**Source excerpt**

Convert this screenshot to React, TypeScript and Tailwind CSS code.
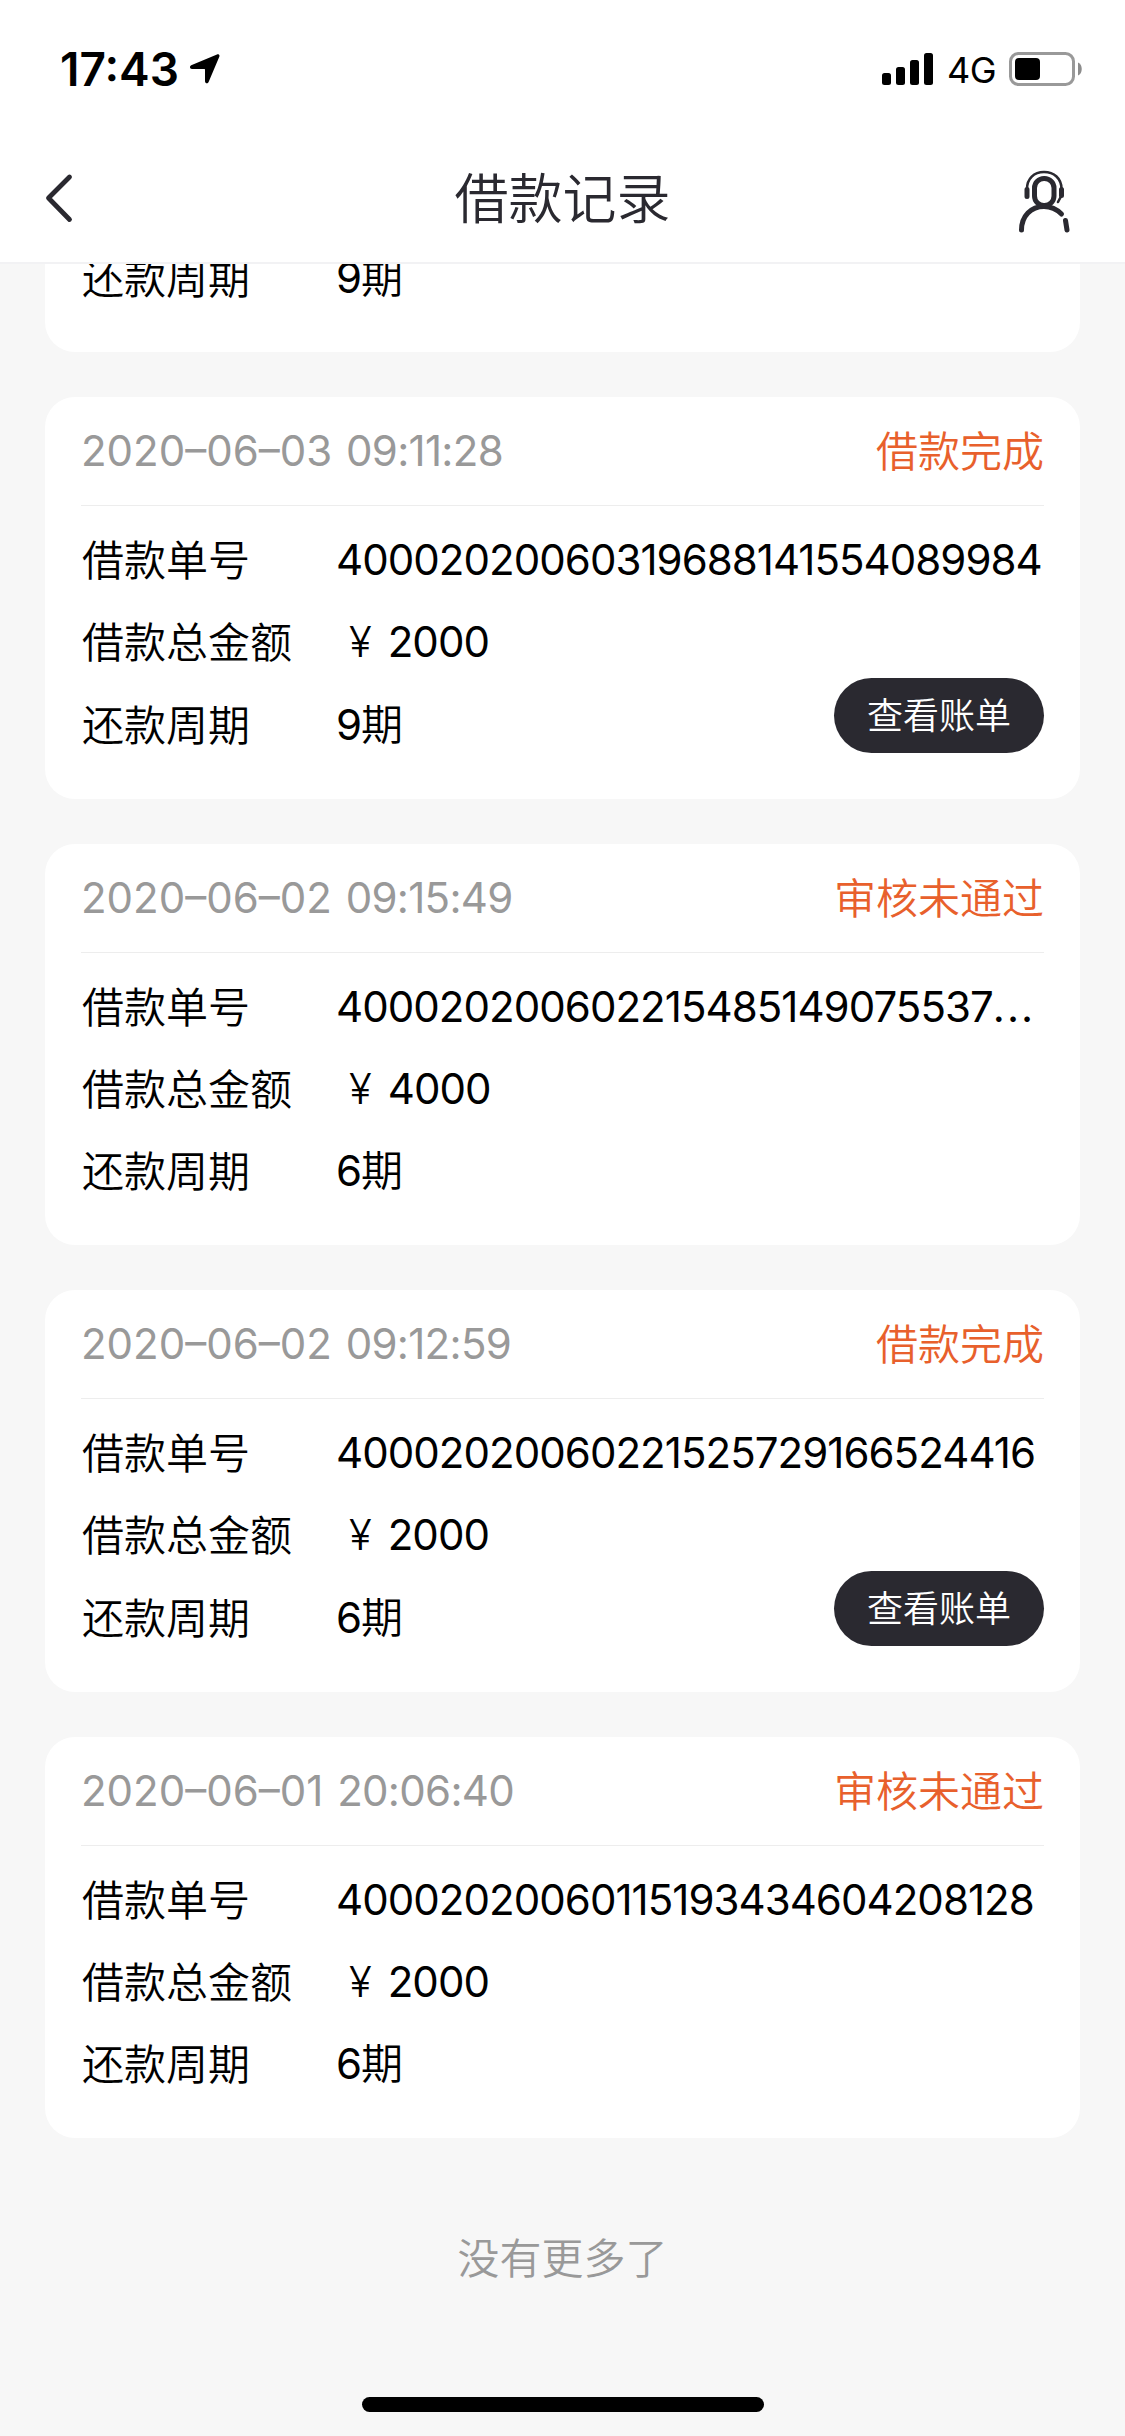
import React from 'react';

interface LoanRecord {
  date: string;
  time: string;
  status: string;
  orderNo: string;
  truncated?: boolean;
  amount: string;
  period: string;
  hasBill: boolean;
}

const records: LoanRecord[] = [
  { date: '2020–06–03', time: '09:11:28', status: '借款完成', orderNo: '40002020060319688141554089984', amount: '2000', period: '9期', hasBill: true },
  { date: '2020–06–02', time: '09:15:49', status: '审核未通过', orderNo: '400020200602215485149075537', truncated: true, amount: '4000', period: '6期', hasBill: false },
  { date: '2020–06–02', time: '09:12:59', status: '借款完成', orderNo: '40002020060221525729166524416', amount: '2000', period: '6期', hasBill: true },
  { date: '2020–06–01', time: '20:06:40', status: '审核未通过', orderNo: '40002020060115193434604208128', amount: '2000', period: '6期', hasBill: false },
];

const StatusBar: React.FC = () => (
  <div className="flex h-[138px] items-center justify-between pl-[60px] pr-[43px]">
    <div className="flex items-center gap-[11px]">
      <span className="text-[46px] leading-none font-semibold text-black">17:43</span>
      <svg className="h-[30px] w-[30px]" viewBox="0 0 30 30" fill="#000">
        <path d="M1.2 11.2 27 .4c1.700-.6 3 .7 2.300 2.300L18.600 28c-.8 1.900-3.600 1.500-3.600-.8V15.500c0-.4-.2-.6-.6-.6H2c-2.300 0-2.700-2.900-.8-3.700Z" />
      </svg>
    </div>
    <div className="flex items-center">
      <svg className="h-[32px] w-[51px]" viewBox="0 0 51 32" fill="#000">
        <rect x="0" y="20" width="9" height="12" rx="2.500" />
        <rect x="14" y="14" width="9" height="18" rx="2.500" />
        <rect x="28" y="7" width="9" height="25" rx="2.500" />
        <rect x="42" y="0" width="9" height="32" rx="2.500" />
      </svg>
      <span className="ml-[14px] w-[48px] pt-[2px] text-[36px] leading-none font-normal tracking-[-0.5px] text-black">4G</span>
      <svg className="ml-[14px] h-[34px] w-[73px]" viewBox="0 0 73 34">
        <rect x="1.500" y="1.500" width="63" height="31" rx="8" fill="none" stroke="#999" strokeWidth="3" />
        <rect x="6" y="6" width="25" height="22" rx="4" fill="#000" />
        <path d="M69 10.500c5 2 5 11 0 13Z" fill="#8c8c8c" />
      </svg>
    </div>
  </div>
);

const NavBar: React.FC = () => (
  <div className="flex h-[126px] items-center justify-between border-b-2 border-[#f2f2f4] pr-[55px] pl-[44px]">
    <svg className="mb-[4px] h-[50px] w-[52px]" viewBox="0 0 52 50" fill="none" stroke="#2a2930" strokeWidth="4.800" strokeLinecap="round" strokeLinejoin="round">
      <path d="M25.500 4 4.500 25l21 21.500" />
    </svg>
    <h1 className="pl-[11px] text-[54px] leading-none text-[#2a2930]">借款记录</h1>
    <svg className="mt-[2px] h-[64px] w-[52px]" viewBox="0 0 52 64" fill="none" stroke="#2a2930" strokeLinecap="round">
      <path d="M9 20C9 9.500 16 3 26 3s17.500 6.500 17.500 17" strokeWidth="2.600" />
      <path d="M43.500 26.500 40 33" strokeWidth="2.600" />
      <path d="M9 20.500v7M43.500 20.500v6" strokeWidth="5" />
      <rect x="16.500" y="9.500" width="19.500" height="27" rx="9.500" strokeWidth="5" />
      <path d="M3.500 61c0-14 9.500-23.500 22.500-23.500 7 0 12.500 2.500 17.500 7.500" strokeWidth="5" />
      <path d="M47.500 51.500 49 61" strokeWidth="5" />
    </svg>
  </div>
);

const Row: React.FC<{ label: string; children: React.ReactNode }> = ({ label, children }) => (
  <div className="flex h-[82.3px] items-center leading-[60px]">
    <span className="w-[255px] shrink-0 pt-[2px] pl-px">{label}</span>
    <span className="whitespace-nowrap">{children}</span>
  </div>
);

const Period: React.FC<{ value: string }> = ({ value }) => (
  <>
    <span className="font-normal tracking-[-0.95px]">{value.slice(0, -1)}</span>
    {value.slice(-1)}
  </>
);

const RecordCard: React.FC<{ record: LoanRecord }> = ({ record }) => (
  <section className="h-[401.5px] shrink-0 rounded-[30px] bg-white px-[36px]">
    <div className="flex h-[109px] items-center justify-between border-b border-[#ededed] leading-[60px]">
      <span className="font-normal text-[#999]">
        {record.date} <span className="ml-[2px] tracking-[-0.7px]">{record.time}</span>
      </span>
      <span className="pt-[2px] text-[#e8602c]">{record.status}</span>
    </div>
    <div className="relative pt-[13px] text-black">
      <Row label="借款单号">
        <span className="font-normal tracking-[-0.95px]">{record.orderNo}</span>
        {record.truncated && <span className="font-normal tracking-[2px]">...</span>}
      </Row>
      <Row label="借款总金额">
        <span className="mr-[16px] ml-[13px]">¥</span>
        <span className="font-normal tracking-[-0.95px]">{record.amount}</span>
      </Row>
      <Row label="还款周期">
        <Period value={record.period} />
      </Row>
      {record.hasBill && (
        <button className="absolute top-[172px] right-0 h-[75px] w-[210px] rounded-full bg-[#2a2930] text-[36px] text-white">
          查看账单
        </button>
      )}
    </div>
  </section>
);

export default function App() {
  return (
    <div className="flex h-[2436px] w-[1125px] flex-col overflow-hidden bg-[#f7f7f7] font-['Inter','Noto_Sans_CJK_SC',sans-serif] text-[42px] font-[350]">
      <header className="shrink-0 bg-white">
        <StatusBar />
        <NavBar />
      </header>

      <main className="flex flex-1 flex-col gap-[45px] px-[45px]">
        {/* tail of the record scrolled under the nav bar */}
        <section className="h-[88px] shrink-0 overflow-hidden rounded-b-[30px] bg-white px-[36px] text-black">
          <div className="-mt-[27px]">
            <Row label="还款周期">
              <Period value="9期" />
            </Row>
          </div>
        </section>
        {records.map((record) => (
          <RecordCard key={record.date + record.time} record={record} />
        ))}
        <p className="mt-[45px] pt-px text-center leading-[60px] text-[#999]">没有更多了</p>
      </main>

      <div className="mb-[24px] ml-[362px] h-[15px] w-[402px] shrink-0 rounded-full bg-black" />
    </div>
  );
}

**Short problem**
Find how many lines hold the string "React", and state that number alone.

**Response below**
7